• Goal: Transcribe the records that follow exactly. Skip the pictures.

Start of Dataset records

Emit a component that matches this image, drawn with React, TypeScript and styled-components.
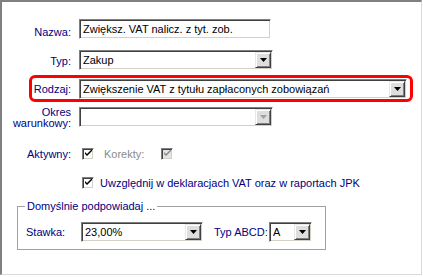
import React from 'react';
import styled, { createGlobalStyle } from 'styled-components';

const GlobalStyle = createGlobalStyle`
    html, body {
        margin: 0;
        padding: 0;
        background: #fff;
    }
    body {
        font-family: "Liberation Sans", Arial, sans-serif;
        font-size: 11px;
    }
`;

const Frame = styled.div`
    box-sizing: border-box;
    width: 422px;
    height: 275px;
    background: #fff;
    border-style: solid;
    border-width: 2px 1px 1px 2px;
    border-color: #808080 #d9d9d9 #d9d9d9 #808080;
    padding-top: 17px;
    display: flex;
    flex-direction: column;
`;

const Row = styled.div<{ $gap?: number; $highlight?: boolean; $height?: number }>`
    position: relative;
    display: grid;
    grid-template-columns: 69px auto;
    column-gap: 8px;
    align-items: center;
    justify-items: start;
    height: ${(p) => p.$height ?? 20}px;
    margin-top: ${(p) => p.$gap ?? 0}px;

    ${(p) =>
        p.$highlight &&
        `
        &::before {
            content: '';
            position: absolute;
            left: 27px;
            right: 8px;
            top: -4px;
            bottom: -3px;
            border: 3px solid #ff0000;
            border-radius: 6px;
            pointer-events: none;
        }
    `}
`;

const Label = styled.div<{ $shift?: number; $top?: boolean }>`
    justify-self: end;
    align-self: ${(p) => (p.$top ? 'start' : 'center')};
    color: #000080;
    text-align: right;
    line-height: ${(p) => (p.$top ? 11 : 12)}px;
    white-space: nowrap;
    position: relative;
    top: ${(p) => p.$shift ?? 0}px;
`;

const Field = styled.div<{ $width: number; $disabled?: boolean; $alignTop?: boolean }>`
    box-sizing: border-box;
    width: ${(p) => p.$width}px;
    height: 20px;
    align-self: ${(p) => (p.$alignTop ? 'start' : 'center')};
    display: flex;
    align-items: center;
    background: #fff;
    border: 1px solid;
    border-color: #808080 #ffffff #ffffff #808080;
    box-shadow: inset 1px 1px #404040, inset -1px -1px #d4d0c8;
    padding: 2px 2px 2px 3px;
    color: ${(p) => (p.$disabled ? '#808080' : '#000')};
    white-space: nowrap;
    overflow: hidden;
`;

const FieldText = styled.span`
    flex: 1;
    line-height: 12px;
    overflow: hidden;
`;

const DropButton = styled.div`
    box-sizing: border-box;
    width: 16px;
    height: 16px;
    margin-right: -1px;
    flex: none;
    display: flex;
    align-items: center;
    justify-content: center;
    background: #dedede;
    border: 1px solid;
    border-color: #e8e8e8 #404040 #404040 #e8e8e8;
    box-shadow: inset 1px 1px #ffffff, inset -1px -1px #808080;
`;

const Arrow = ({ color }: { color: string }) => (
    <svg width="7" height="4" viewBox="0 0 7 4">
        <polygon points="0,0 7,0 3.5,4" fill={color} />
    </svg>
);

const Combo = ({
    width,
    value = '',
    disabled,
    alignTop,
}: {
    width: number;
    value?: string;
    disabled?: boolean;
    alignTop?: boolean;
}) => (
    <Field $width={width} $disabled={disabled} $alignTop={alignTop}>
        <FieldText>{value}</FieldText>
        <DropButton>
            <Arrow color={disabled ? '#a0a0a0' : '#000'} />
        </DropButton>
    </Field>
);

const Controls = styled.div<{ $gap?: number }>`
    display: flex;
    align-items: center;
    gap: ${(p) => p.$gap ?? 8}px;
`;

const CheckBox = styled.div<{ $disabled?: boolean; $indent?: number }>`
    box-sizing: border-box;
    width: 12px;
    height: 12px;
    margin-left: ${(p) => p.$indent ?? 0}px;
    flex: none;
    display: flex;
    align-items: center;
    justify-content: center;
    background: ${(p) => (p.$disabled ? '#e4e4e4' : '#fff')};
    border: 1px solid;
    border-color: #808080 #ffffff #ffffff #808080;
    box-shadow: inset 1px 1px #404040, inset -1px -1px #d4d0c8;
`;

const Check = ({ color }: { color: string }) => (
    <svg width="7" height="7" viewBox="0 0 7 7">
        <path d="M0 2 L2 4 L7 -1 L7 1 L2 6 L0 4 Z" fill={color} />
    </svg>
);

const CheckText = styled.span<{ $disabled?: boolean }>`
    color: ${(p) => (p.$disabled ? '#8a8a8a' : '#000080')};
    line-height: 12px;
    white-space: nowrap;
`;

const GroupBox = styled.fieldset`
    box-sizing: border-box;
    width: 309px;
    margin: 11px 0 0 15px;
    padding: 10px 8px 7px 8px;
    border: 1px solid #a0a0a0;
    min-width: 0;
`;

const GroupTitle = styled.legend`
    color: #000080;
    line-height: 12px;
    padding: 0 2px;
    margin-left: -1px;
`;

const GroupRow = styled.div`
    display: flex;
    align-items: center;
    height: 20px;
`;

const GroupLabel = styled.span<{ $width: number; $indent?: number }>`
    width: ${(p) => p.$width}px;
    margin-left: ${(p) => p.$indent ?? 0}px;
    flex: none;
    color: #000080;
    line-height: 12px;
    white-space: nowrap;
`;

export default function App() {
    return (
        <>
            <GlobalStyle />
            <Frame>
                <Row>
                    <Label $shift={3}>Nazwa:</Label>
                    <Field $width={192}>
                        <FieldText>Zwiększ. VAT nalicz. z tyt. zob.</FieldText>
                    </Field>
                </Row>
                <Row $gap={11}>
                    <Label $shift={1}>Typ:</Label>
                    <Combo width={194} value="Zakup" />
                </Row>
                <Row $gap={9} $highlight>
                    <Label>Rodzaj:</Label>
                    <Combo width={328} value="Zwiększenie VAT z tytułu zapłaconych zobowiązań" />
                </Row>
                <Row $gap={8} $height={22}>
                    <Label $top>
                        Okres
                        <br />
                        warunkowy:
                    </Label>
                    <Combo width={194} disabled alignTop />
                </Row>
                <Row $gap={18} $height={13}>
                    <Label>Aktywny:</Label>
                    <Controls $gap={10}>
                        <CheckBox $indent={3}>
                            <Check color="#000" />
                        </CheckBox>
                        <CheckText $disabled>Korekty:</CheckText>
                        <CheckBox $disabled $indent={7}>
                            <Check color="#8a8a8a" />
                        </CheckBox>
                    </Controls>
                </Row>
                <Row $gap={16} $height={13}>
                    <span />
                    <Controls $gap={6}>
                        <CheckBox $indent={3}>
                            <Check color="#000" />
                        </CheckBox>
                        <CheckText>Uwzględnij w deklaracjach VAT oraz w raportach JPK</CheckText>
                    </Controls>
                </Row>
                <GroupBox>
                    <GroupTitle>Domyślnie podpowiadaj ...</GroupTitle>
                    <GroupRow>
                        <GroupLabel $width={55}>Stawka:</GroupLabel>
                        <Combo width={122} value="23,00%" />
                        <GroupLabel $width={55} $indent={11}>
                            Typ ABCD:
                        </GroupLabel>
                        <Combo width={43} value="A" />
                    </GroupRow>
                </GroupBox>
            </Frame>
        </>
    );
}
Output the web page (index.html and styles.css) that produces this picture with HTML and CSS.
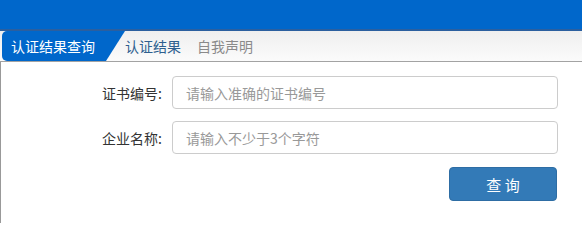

End of Dataset records

• Output:
Emit a component that matches this image, drawn with React, TypeScript and styled-components.
import React from 'react';
import styled, { createGlobalStyle } from 'styled-components';

const GlobalStyle = createGlobalStyle`
    html, body {
        margin: 0;
        padding: 0;
        background: #fff;
    }
    body {
        font-family: "Liberation Sans", Arial, sans-serif;
        font-size: 11px;
    }
`;

const Frame = styled.div`
    box-sizing: border-box;
    width: 422px;
    height: 275px;
    background: #fff;
    border-style: solid;
    border-width: 2px 1px 1px 2px;
    border-color: #808080 #d9d9d9 #d9d9d9 #808080;
    padding-top: 17px;
    display: flex;
    flex-direction: column;
`;

const Row = styled.div<{ $gap?: number; $highlight?: boolean; $height?: number }>`
    position: relative;
    display: grid;
    grid-template-columns: 69px auto;
    column-gap: 8px;
    align-items: center;
    justify-items: start;
    height: ${(p) => p.$height ?? 20}px;
    margin-top: ${(p) => p.$gap ?? 0}px;

    ${(p) =>
        p.$highlight &&
        `
        &::before {
            content: '';
            position: absolute;
            left: 27px;
            right: 8px;
            top: -4px;
            bottom: -3px;
            border: 3px solid #ff0000;
            border-radius: 6px;
            pointer-events: none;
        }
    `}
`;

const Label = styled.div<{ $shift?: number; $top?: boolean }>`
    justify-self: end;
    align-self: ${(p) => (p.$top ? 'start' : 'center')};
    color: #000080;
    text-align: right;
    line-height: ${(p) => (p.$top ? 11 : 12)}px;
    white-space: nowrap;
    position: relative;
    top: ${(p) => p.$shift ?? 0}px;
`;

const Field = styled.div<{ $width: number; $disabled?: boolean; $alignTop?: boolean }>`
    box-sizing: border-box;
    width: ${(p) => p.$width}px;
    height: 20px;
    align-self: ${(p) => (p.$alignTop ? 'start' : 'center')};
    display: flex;
    align-items: center;
    background: #fff;
    border: 1px solid;
    border-color: #808080 #ffffff #ffffff #808080;
    box-shadow: inset 1px 1px #404040, inset -1px -1px #d4d0c8;
    padding: 2px 2px 2px 3px;
    color: ${(p) => (p.$disabled ? '#808080' : '#000')};
    white-space: nowrap;
    overflow: hidden;
`;

const FieldText = styled.span`
    flex: 1;
    line-height: 12px;
    overflow: hidden;
`;

const DropButton = styled.div`
    box-sizing: border-box;
    width: 16px;
    height: 16px;
    margin-right: -1px;
    flex: none;
    display: flex;
    align-items: center;
    justify-content: center;
    background: #dedede;
    border: 1px solid;
    border-color: #e8e8e8 #404040 #404040 #e8e8e8;
    box-shadow: inset 1px 1px #ffffff, inset -1px -1px #808080;
`;

const Arrow = ({ color }: { color: string }) => (
    <svg width="7" height="4" viewBox="0 0 7 4">
        <polygon points="0,0 7,0 3.5,4" fill={color} />
    </svg>
);

const Combo = ({
    width,
    value = '',
    disabled,
    alignTop,
}: {
    width: number;
    value?: string;
    disabled?: boolean;
    alignTop?: boolean;
}) => (
    <Field $width={width} $disabled={disabled} $alignTop={alignTop}>
        <FieldText>{value}</FieldText>
        <DropButton>
            <Arrow color={disabled ? '#a0a0a0' : '#000'} />
        </DropButton>
    </Field>
);

const Controls = styled.div<{ $gap?: number }>`
    display: flex;
    align-items: center;
    gap: ${(p) => p.$gap ?? 8}px;
`;

const CheckBox = styled.div<{ $disabled?: boolean; $indent?: number }>`
    box-sizing: border-box;
    width: 12px;
    height: 12px;
    margin-left: ${(p) => p.$indent ?? 0}px;
    flex: none;
    display: flex;
    align-items: center;
    justify-content: center;
    background: ${(p) => (p.$disabled ? '#e4e4e4' : '#fff')};
    border: 1px solid;
    border-color: #808080 #ffffff #ffffff #808080;
    box-shadow: inset 1px 1px #404040, inset -1px -1px #d4d0c8;
`;

const Check = ({ color }: { color: string }) => (
    <svg width="7" height="7" viewBox="0 0 7 7">
        <path d="M0 2 L2 4 L7 -1 L7 1 L2 6 L0 4 Z" fill={color} />
    </svg>
);

const CheckText = styled.span<{ $disabled?: boolean }>`
    color: ${(p) => (p.$disabled ? '#8a8a8a' : '#000080')};
    line-height: 12px;
    white-space: nowrap;
`;

const GroupBox = styled.fieldset`
    box-sizing: border-box;
    width: 309px;
    margin: 11px 0 0 15px;
    padding: 10px 8px 7px 8px;
    border: 1px solid #a0a0a0;
    min-width: 0;
`;

const GroupTitle = styled.legend`
    color: #000080;
    line-height: 12px;
    padding: 0 2px;
    margin-left: -1px;
`;

const GroupRow = styled.div`
    display: flex;
    align-items: center;
    height: 20px;
`;

const GroupLabel = styled.span<{ $width: number; $indent?: number }>`
    width: ${(p) => p.$width}px;
    margin-left: ${(p) => p.$indent ?? 0}px;
    flex: none;
    color: #000080;
    line-height: 12px;
    white-space: nowrap;
`;

export default function App() {
    return (
        <>
            <GlobalStyle />
            <Frame>
                <Row>
                    <Label $shift={3}>Nazwa:</Label>
                    <Field $width={192}>
                        <FieldText>Zwiększ. VAT nalicz. z tyt. zob.</FieldText>
                    </Field>
                </Row>
                <Row $gap={11}>
                    <Label $shift={1}>Typ:</Label>
                    <Combo width={194} value="Zakup" />
                </Row>
                <Row $gap={9} $highlight>
                    <Label>Rodzaj:</Label>
                    <Combo width={328} value="Zwiększenie VAT z tytułu zapłaconych zobowiązań" />
                </Row>
                <Row $gap={8} $height={22}>
                    <Label $top>
                        Okres
                        <br />
                        warunkowy:
                    </Label>
                    <Combo width={194} disabled alignTop />
                </Row>
                <Row $gap={18} $height={13}>
                    <Label>Aktywny:</Label>
                    <Controls $gap={10}>
                        <CheckBox $indent={3}>
                            <Check color="#000" />
                        </CheckBox>
                        <CheckText $disabled>Korekty:</CheckText>
                        <CheckBox $disabled $indent={7}>
                            <Check color="#8a8a8a" />
                        </CheckBox>
                    </Controls>
                </Row>
                <Row $gap={16} $height={13}>
                    <span />
                    <Controls $gap={6}>
                        <CheckBox $indent={3}>
                            <Check color="#000" />
                        </CheckBox>
                        <CheckText>Uwzględnij w deklaracjach VAT oraz w raportach JPK</CheckText>
                    </Controls>
                </Row>
                <GroupBox>
                    <GroupTitle>Domyślnie podpowiadaj ...</GroupTitle>
                    <GroupRow>
                        <GroupLabel $width={55}>Stawka:</GroupLabel>
                        <Combo width={122} value="23,00%" />
                        <GroupLabel $width={55} $indent={11}>
                            Typ ABCD:
                        </GroupLabel>
                        <Combo width={43} value="A" />
                    </GroupRow>
                </GroupBox>
            </Frame>
        </>
    );
}
Output the web page (index.html and styles.css) that produces this picture with HTML and CSS.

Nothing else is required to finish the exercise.